THE TASK »
From the listing below, count the lines where the string "that" occurs. Give the number, with no other words.

----

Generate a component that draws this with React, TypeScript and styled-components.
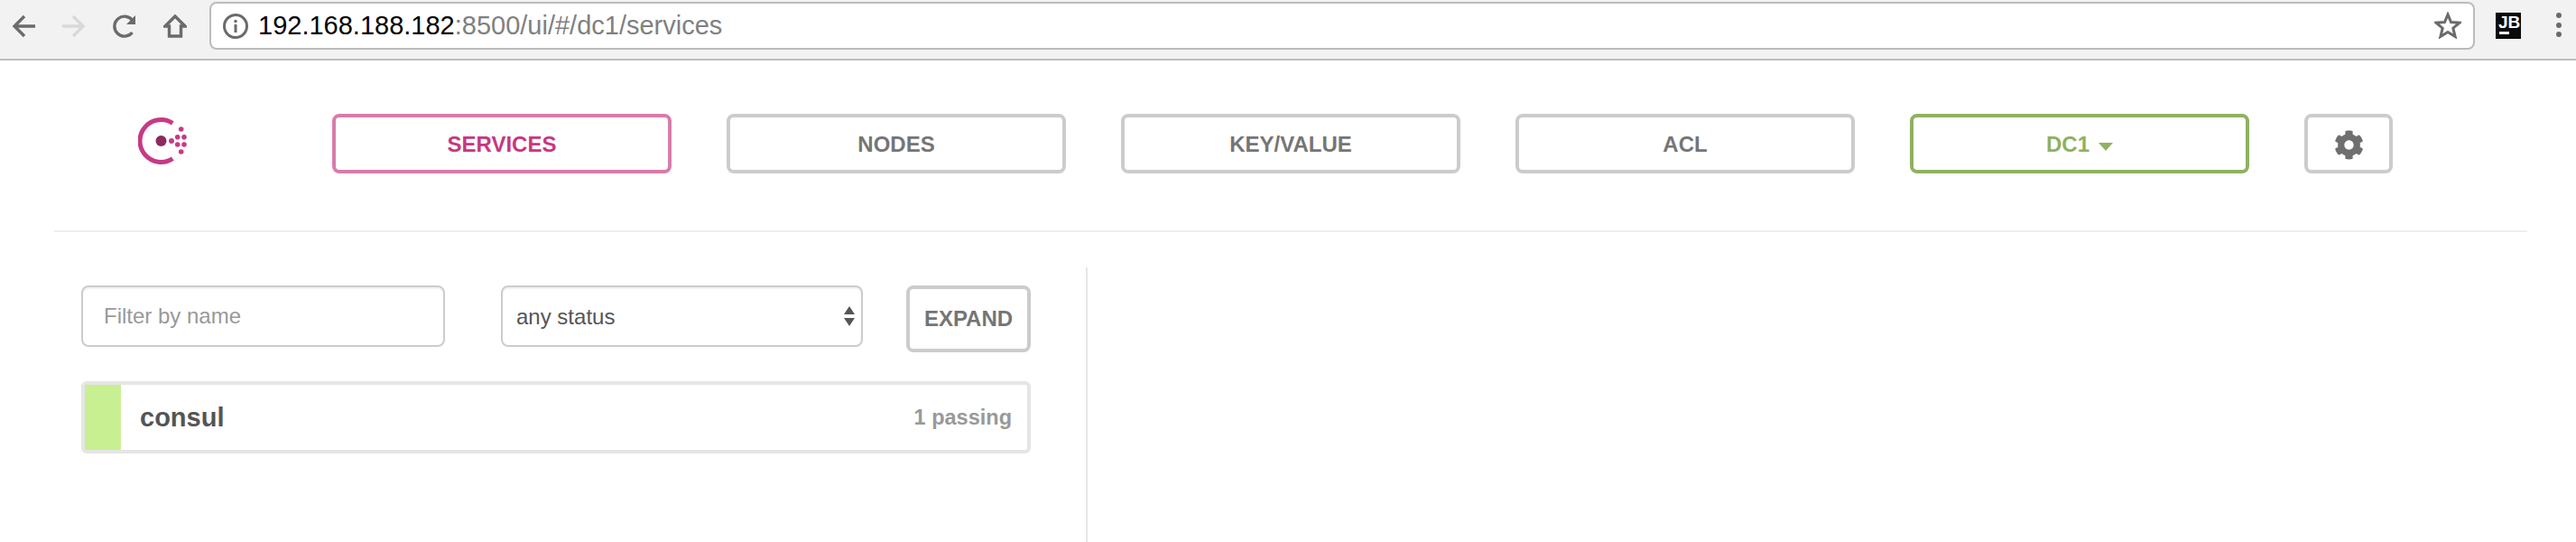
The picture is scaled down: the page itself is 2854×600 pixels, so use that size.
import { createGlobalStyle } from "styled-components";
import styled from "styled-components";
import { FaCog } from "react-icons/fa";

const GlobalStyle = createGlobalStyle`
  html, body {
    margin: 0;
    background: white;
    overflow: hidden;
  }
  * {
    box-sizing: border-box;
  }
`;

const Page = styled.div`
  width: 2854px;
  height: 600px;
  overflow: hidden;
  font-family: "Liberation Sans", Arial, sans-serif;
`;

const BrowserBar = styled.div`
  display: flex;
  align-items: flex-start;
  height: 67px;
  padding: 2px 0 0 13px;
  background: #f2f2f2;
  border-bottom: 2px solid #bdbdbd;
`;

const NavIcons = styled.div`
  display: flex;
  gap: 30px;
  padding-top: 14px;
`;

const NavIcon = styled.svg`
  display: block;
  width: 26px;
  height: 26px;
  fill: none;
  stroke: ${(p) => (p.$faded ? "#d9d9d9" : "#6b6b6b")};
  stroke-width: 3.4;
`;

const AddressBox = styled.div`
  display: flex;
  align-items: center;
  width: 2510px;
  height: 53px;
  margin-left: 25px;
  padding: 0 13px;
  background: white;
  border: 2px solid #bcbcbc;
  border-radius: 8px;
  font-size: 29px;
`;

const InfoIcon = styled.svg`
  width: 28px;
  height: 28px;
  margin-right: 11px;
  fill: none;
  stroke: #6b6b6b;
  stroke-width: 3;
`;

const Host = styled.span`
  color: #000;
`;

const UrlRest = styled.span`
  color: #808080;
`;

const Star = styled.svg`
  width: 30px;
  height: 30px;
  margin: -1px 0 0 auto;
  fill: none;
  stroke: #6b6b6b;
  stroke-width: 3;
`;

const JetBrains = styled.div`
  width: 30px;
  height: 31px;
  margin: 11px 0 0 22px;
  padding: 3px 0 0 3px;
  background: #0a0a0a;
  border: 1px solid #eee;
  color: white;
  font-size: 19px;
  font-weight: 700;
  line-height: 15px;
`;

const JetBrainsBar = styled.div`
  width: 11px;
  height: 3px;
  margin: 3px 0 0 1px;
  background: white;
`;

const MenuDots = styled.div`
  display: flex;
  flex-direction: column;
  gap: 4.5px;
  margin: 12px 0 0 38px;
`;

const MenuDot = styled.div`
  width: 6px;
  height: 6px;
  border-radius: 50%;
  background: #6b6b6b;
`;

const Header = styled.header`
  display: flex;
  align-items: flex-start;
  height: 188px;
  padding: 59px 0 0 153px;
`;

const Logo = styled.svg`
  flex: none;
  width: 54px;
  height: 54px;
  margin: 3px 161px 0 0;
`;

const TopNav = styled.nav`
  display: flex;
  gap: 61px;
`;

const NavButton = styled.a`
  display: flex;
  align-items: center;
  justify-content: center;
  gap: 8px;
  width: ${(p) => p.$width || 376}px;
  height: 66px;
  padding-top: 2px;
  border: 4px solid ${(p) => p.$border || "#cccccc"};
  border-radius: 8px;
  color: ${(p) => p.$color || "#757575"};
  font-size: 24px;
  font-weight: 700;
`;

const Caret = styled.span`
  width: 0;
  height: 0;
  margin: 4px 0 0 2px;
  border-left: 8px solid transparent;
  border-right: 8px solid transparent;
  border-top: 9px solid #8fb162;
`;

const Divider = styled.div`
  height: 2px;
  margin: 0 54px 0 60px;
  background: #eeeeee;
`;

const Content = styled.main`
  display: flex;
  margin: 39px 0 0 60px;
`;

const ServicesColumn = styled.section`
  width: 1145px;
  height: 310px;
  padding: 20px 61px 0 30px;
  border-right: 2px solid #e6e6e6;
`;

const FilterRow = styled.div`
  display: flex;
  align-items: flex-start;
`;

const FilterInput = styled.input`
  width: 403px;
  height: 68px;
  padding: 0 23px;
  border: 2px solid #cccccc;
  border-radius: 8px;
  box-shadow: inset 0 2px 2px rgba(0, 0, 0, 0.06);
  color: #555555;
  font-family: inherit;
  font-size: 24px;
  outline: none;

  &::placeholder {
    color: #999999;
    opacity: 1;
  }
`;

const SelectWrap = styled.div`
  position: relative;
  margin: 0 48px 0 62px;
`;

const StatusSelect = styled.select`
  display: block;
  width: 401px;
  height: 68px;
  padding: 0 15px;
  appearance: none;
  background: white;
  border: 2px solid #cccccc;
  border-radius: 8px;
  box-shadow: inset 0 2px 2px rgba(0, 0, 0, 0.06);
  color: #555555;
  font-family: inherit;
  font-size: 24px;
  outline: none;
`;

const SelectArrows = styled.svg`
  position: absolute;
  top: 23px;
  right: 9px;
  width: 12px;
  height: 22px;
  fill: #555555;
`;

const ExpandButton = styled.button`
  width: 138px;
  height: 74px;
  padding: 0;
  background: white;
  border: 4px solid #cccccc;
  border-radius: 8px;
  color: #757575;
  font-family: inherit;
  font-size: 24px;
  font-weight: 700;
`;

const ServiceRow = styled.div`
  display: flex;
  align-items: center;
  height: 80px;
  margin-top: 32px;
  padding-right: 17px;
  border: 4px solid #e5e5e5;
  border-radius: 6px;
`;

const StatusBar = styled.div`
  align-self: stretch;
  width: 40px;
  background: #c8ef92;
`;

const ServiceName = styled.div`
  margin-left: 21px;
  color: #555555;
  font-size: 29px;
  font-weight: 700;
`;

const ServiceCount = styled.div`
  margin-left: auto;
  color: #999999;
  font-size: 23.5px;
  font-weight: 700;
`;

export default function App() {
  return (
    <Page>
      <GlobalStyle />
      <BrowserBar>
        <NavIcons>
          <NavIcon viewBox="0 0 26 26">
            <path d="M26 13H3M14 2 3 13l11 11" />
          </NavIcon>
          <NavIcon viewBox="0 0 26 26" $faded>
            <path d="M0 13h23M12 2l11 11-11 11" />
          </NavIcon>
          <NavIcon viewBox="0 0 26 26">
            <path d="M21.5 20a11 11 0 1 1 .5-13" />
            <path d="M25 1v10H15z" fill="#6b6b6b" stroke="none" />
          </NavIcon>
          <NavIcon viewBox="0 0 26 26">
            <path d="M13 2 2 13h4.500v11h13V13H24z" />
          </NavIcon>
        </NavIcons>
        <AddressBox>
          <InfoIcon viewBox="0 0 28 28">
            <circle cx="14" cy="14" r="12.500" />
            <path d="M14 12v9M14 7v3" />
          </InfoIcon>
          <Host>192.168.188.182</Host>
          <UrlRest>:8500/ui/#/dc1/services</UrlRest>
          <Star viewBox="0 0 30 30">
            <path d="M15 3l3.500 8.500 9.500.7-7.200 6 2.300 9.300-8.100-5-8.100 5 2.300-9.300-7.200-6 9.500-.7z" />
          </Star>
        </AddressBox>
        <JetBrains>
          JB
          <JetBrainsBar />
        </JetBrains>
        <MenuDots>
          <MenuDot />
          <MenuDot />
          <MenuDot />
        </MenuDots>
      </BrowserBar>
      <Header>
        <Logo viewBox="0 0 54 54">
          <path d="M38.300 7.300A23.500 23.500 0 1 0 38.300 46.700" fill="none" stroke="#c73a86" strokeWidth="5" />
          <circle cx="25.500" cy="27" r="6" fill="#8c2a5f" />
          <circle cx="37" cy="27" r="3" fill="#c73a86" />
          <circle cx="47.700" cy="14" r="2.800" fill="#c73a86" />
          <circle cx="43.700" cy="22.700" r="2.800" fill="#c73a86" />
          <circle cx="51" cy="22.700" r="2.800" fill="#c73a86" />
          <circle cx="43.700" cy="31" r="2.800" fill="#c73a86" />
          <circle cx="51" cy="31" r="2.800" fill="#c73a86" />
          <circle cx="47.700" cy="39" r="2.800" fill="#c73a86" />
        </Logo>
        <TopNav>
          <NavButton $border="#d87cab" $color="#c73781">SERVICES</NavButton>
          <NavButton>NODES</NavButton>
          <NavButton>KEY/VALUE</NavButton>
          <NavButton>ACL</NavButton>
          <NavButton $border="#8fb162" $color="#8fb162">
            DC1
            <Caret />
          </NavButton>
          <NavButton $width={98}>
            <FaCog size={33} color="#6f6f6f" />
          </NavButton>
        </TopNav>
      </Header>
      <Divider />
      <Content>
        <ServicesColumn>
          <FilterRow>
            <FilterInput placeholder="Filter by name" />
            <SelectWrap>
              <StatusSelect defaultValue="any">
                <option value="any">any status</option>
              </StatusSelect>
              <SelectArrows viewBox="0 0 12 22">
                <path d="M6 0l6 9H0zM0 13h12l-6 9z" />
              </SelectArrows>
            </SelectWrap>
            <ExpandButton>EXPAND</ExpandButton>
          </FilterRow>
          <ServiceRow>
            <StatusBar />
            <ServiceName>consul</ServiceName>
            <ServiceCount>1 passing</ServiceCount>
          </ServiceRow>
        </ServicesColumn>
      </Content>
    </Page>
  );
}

----

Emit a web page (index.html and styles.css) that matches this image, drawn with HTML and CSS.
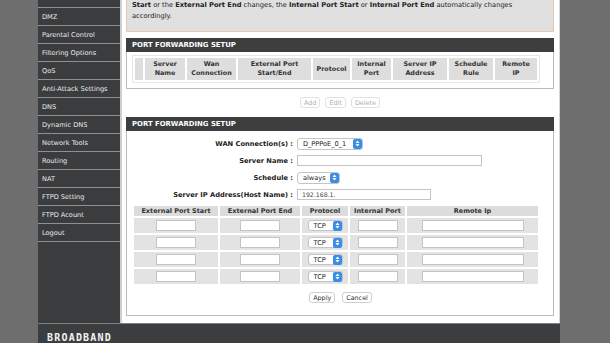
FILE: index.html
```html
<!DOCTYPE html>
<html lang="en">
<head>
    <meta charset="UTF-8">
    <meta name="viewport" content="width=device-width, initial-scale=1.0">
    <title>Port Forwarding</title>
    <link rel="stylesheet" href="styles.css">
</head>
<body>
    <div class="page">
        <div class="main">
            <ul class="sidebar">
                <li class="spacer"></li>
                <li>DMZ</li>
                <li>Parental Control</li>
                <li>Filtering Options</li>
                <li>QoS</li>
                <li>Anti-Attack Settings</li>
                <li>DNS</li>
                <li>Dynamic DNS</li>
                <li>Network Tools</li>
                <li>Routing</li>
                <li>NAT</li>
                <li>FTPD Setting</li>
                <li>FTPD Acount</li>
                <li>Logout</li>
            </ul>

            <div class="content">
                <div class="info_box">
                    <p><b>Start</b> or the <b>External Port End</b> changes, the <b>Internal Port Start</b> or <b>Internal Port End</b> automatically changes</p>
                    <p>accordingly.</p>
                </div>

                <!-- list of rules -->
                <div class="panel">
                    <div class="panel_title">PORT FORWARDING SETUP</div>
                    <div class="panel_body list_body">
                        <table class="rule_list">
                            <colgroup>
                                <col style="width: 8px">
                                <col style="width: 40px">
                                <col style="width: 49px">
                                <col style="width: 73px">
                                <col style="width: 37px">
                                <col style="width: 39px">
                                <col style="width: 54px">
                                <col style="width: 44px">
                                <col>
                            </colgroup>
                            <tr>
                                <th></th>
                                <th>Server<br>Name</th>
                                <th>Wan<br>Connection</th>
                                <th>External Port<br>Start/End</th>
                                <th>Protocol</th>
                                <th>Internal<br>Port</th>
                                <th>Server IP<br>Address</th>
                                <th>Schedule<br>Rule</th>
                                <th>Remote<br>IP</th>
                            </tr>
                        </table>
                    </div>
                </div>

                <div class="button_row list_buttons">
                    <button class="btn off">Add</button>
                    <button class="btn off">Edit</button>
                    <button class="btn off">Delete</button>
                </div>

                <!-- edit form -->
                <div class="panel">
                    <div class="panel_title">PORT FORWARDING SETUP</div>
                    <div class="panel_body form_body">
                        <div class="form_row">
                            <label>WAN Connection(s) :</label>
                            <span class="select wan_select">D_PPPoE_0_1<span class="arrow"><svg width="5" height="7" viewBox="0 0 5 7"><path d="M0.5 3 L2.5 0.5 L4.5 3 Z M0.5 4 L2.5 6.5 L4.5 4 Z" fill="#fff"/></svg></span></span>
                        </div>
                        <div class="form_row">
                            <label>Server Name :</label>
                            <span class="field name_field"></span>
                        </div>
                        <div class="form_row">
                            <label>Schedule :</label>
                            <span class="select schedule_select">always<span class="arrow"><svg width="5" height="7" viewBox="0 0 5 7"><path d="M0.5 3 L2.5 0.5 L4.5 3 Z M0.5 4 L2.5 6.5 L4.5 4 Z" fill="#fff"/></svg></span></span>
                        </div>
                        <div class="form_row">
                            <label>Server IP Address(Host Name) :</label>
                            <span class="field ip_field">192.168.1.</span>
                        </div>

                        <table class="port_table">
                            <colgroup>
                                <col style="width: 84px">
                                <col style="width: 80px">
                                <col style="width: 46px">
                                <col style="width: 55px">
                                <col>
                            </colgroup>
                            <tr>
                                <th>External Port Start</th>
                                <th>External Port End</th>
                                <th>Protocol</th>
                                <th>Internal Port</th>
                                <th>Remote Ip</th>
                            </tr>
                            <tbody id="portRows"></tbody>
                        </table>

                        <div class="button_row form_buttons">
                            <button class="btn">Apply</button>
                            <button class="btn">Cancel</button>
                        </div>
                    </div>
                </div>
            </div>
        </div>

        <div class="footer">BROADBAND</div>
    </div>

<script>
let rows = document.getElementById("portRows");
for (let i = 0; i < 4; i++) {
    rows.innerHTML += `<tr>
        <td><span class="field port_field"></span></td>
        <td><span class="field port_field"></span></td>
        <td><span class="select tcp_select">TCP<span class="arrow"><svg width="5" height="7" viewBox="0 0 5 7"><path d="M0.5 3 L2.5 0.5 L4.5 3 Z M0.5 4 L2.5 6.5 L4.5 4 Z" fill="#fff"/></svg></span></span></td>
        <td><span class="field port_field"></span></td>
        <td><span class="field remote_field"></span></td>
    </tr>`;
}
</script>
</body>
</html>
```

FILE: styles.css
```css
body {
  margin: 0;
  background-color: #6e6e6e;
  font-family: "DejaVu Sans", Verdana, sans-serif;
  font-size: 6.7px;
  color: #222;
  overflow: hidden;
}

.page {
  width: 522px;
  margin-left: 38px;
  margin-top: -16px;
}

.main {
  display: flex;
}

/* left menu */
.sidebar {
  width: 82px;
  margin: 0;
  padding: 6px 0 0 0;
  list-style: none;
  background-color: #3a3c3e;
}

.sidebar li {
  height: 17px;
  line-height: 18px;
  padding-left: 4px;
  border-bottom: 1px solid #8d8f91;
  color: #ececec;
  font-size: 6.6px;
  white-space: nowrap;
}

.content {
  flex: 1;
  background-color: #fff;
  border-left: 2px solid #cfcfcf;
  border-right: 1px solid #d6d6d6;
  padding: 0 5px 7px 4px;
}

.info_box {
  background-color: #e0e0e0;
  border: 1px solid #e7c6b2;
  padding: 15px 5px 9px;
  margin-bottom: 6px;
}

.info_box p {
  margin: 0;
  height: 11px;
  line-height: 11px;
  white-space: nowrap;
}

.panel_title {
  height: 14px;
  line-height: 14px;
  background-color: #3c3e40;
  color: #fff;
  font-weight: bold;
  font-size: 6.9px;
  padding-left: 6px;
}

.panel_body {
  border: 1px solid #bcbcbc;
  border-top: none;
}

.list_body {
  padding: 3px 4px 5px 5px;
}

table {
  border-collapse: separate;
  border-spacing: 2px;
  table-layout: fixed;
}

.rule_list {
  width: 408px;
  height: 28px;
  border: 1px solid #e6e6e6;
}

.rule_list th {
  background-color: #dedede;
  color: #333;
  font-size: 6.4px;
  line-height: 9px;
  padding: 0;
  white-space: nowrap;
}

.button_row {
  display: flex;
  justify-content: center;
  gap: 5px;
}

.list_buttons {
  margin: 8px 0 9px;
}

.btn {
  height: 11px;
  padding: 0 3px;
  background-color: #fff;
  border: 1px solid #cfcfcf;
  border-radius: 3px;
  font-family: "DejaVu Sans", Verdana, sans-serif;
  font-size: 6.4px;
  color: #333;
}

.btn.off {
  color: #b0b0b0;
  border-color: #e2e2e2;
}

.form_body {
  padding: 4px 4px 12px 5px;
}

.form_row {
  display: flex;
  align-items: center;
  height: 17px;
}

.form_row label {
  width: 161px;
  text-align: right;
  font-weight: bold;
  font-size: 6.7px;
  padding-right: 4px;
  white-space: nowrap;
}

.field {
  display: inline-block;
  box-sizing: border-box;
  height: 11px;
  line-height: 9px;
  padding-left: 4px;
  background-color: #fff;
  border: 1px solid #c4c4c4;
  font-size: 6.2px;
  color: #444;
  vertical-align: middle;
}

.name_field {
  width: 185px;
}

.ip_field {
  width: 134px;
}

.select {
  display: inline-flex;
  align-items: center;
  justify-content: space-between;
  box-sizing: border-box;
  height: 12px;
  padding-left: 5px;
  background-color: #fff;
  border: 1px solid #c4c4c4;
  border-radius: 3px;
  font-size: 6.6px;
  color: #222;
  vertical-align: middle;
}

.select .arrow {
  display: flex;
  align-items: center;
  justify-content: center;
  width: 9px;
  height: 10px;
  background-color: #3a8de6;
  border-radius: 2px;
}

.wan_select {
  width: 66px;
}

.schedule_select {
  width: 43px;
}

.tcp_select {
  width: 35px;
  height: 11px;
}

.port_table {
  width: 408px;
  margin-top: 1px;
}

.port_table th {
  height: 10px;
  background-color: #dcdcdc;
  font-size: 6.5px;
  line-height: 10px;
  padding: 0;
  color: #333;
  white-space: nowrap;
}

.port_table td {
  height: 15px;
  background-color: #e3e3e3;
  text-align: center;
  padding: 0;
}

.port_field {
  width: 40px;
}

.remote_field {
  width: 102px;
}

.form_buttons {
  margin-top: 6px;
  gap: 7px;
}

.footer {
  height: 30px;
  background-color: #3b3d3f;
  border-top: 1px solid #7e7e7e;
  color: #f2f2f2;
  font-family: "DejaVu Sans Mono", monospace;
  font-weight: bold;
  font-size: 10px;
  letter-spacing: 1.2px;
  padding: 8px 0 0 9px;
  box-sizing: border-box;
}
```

----

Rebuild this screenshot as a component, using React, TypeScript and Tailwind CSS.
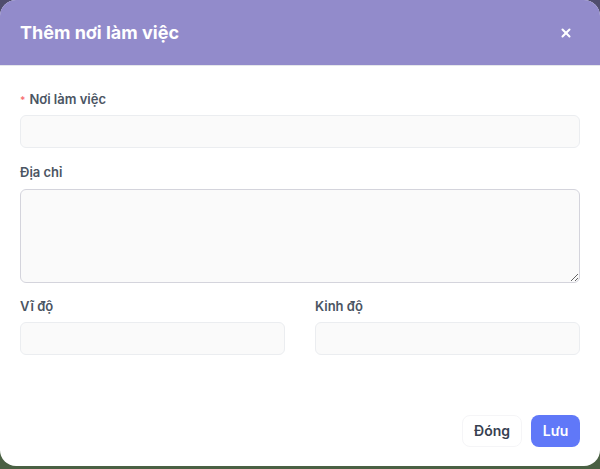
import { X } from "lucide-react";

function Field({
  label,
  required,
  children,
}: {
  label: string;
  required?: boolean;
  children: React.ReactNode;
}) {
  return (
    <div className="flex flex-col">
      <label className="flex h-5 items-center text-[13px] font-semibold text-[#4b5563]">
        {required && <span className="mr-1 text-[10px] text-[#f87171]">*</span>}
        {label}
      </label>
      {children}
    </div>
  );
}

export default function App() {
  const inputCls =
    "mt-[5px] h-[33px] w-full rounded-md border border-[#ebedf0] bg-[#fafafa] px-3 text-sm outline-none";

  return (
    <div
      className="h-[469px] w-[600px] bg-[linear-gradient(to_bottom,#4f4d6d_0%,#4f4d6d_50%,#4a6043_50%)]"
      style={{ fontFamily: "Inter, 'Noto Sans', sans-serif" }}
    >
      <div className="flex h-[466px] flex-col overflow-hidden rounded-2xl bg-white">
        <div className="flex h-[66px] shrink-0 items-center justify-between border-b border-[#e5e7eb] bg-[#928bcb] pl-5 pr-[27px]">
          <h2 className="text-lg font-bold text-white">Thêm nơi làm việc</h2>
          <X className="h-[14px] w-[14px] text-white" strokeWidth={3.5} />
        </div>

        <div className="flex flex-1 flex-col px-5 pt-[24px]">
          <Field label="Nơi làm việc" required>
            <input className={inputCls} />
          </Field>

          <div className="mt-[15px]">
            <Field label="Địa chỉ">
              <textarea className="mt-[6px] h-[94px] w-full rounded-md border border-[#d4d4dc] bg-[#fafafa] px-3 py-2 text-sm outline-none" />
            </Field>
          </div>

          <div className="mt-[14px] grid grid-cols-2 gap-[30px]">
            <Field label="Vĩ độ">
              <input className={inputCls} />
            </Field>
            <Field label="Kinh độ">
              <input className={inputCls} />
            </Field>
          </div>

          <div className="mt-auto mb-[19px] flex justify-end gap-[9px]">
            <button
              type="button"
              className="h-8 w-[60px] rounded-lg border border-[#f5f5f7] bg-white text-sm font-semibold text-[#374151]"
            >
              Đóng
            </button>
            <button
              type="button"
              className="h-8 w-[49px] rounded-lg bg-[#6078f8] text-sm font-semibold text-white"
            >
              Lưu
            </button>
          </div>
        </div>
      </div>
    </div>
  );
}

----

EXERCISE OUTPUT »
3